The problem of natural aggressors leads us to the desire of glory, the third cause of conflict in the nature of man. In literature glory-seekers are usually identified with natural aggressors, "warmongers" (e.g. Martinich 2005:69), which is a misrepresentation of Hobbes's more complex account of glory. One has to note, first, that natural aggressors are introduced in the paragraph which explains how diffidence leads via anticipation to war, whereas the issue of glory-seeking is explained in the next paragraph. This order is not accidental because aggressors are not typical gloryseekers. Hobbes says clearly that only some people revel in the acts of conquest, whereas glory-seeking as such is a characteristic of every man:

every man looketh that his companion should value him, at the same rate he sets upon himselfe: And upon all signes of contempt, or undervaluing, naturally endeavours, as far as he dares (which amongst them that have no common power to keep them all in quiet, is far enough to make them destroy each other,) to extort a greater value from his contemners, by dommage; and from others, by the example (ch. 13, 88; cf. ch. 17, 119, ch. 18, 126).

Thus for Hobbes, glory-seeking is not an irrational passion of some people but a "natural endeavour" of "every man". As, according to his mechanistic worldview, all bodies naturally strive towards the enhancement of their vital motion, every natural endeavour of man must be conducive to his self-preservation. How glory-seeking contributes to this becomes clear when we look at previous chapters where Hobbes presents his account of power, value, reputation, glory and honour. Hobbes says that the value of a man is the price that others would pay for the use of his power (ch. 10, 63; cf. Gauthier 1969:16). Reputation means that people set a high value on someone's power. And this is not something that people desire out of vanity, but they are concerned with reputation because "reputation of Power, is power" (ch. 10, 62). To be undervalued is dangerous for one's security, because other people are more inclined to attack someone whom they think less able or willing to defend himself (cf. Hampsher-Monk 1992:25). A man can build up reputation by attacking those who contemn him, because they learn from their own experience that his power is actually not inferior to theirs, at least with regard to his capacity to inflict damage on them. And this also sets an example to people not involved in the conflict, as it makes clear that he is not someone who can be subdued without resistance.

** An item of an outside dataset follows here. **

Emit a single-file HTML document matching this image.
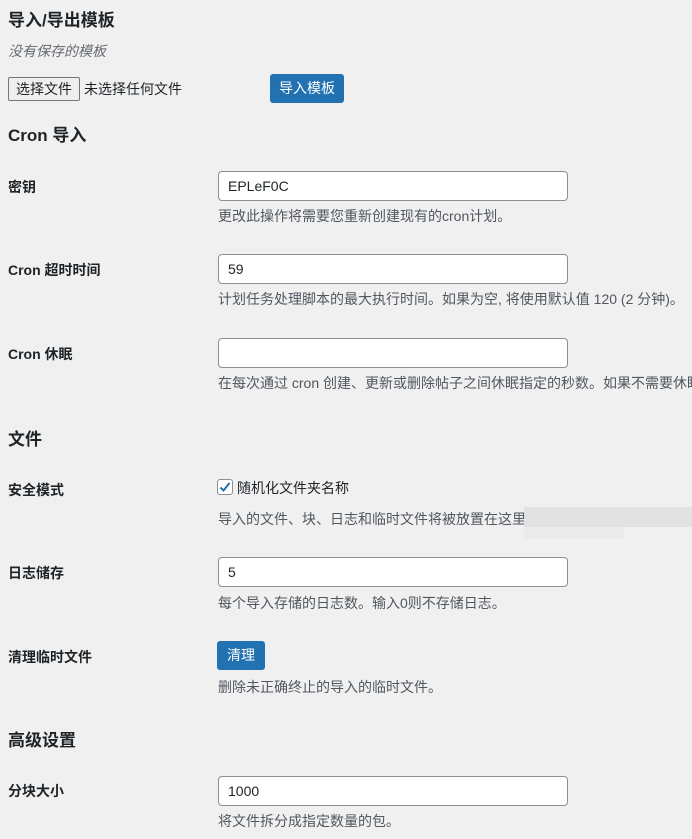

The natural passion of glory-seeking has been often wrongly identified with the passion of vain-glory (e.g. Slomp 2000:29). Vain-glorying is irrational because it does not help to attain the end of glorying which is safety. And all types of glorying "tending to no end" are vain.3 Hobbes defines glorying as "joy, arising

3 Ch. 15, 106: "Besides, revenge without respect to the Example, and profit to come, is a triumph, or glorying in the hurt of another, tending to no end; (for the End is alwayes somewhat to Come;) and glorying to no end, is vain-glory, and contrary to reason."